It is unfortunate that I chose this to be my first foray into the works of Margaret Peterson Haddix. I've long been told that I should try her work since I love a good middle grade read. The premise was intriguing, and I had heard from other readers that she tends to have a good deal of mystery and suspense in her writing, but I couldn't help but be quite disappointed.
To be fair, the writing itself seemed solid, if a bit juvenile even for a middle grade book. However, while the prose were sound, the book is written in first-person, and the voice of the protagonist actually read as much younger than her 12 years, in my opinion. Also, there just didn't seem to be much substance to the story at all... that's probably what really sunk it for me. I mean, it was written well enough that I didn't DNF it, but it felt like for everything that supposedly /did/ happen, nothing really happened at all.
Then, near the end of the book, the big reveal is that they've been dealing with Aliens all along, and that the parents that didn't show any real love or care for their returned children, actually did care and love them after all... and the protagonist decided it was better to stay in a dangerous world with people that she barely knew than to go back to the home and acceptance she'd been wishing for since they first left, simply because "it's the right thing to do..."
In my opinion, this felt simply regretable... I think the idea has potential, but unfortunately, the story as it is now doesn't feel like it was executed well enough to live up to that potential. It was beyond frustrating to me how naive and even - dare I say "Stupid" - the protagonist came across to me, especially for someone who was supposed to be portrayed as clever and smart for her age; in truth, she felt like her character had no real depth. It was ridiculously annoying how things were written in such a way that nothing was ever explained, and when it finally was, it didn't even make sense. WHY were green-eyed and brown-eyed people at odds with each other? WHY did the Aliens even decide to take it upon themselves to steal the children away in the first place? WHY was this one specific city, out of an entire planet worth of people, under lock and key as intergalactic war criminals? (And by the way, none of this is even known or hinted at until the last 2 chapters of the book... which is honestly a crying shame.)
One of the things that I thought could have been portrayed MUCH better was the idea that the children were taught not to judge by appearances... which would have made MUCH more sense to me if the eventaul "apearence" being judged were something other than just eye-color (which is hard enough to notice at a distance, anyway). Details about character appearance were vague to begin with, and I would have found this so-called "virtue" to be much more striking if the Alien creatures who were the children's original adoptive parents weren't somehow hiding themselves in "human suits" to blend in better. Or even if the children had returned to a society that supported a more diverse population of human culture, instead of the one mention of a preacher character who seemed to be of possible Asian decent and may or may not have been an alien too (that, at least, wasn't revealed in this book.)
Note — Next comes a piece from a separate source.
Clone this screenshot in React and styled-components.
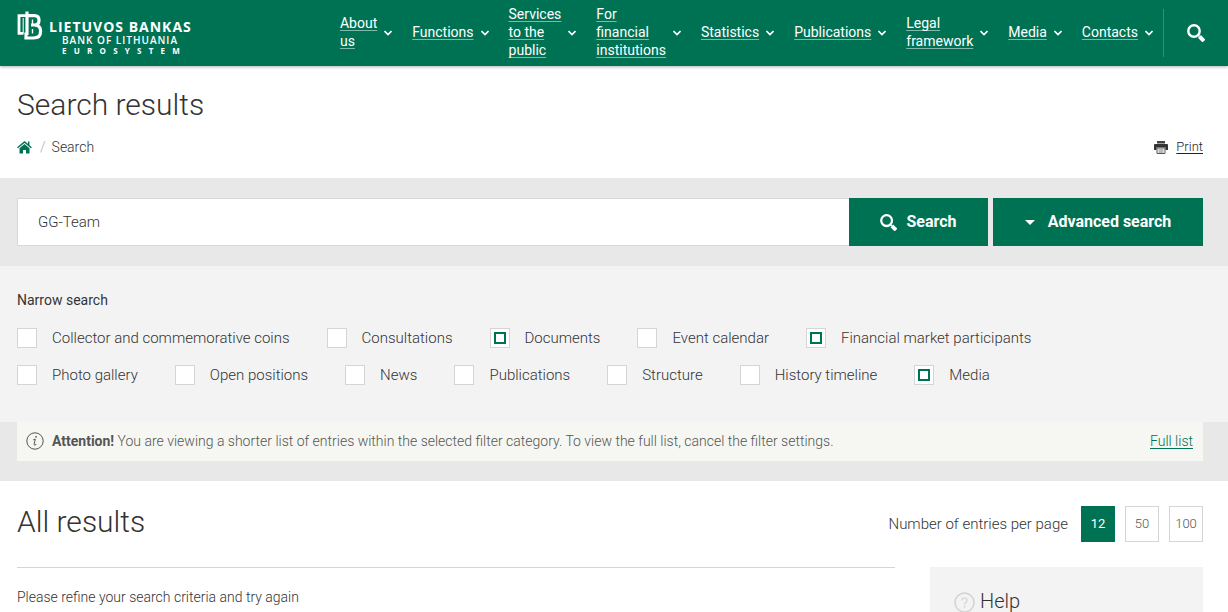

It was just a really disappointing read, overall. None of the character motivations were clear or even really hinted at for any of the characters involved, not just the protagonist... and when things finally were briefly explained, it was done in a short info-dump that felt over-simplified and came far too late in the book.
I'm not planning to read the second book. I just can't imagine it will get better from here, even if it does give us more information on the world and its current situation. Everything about it was just far too aggrivating for me to think continuing the story would be worth the time spent reading it.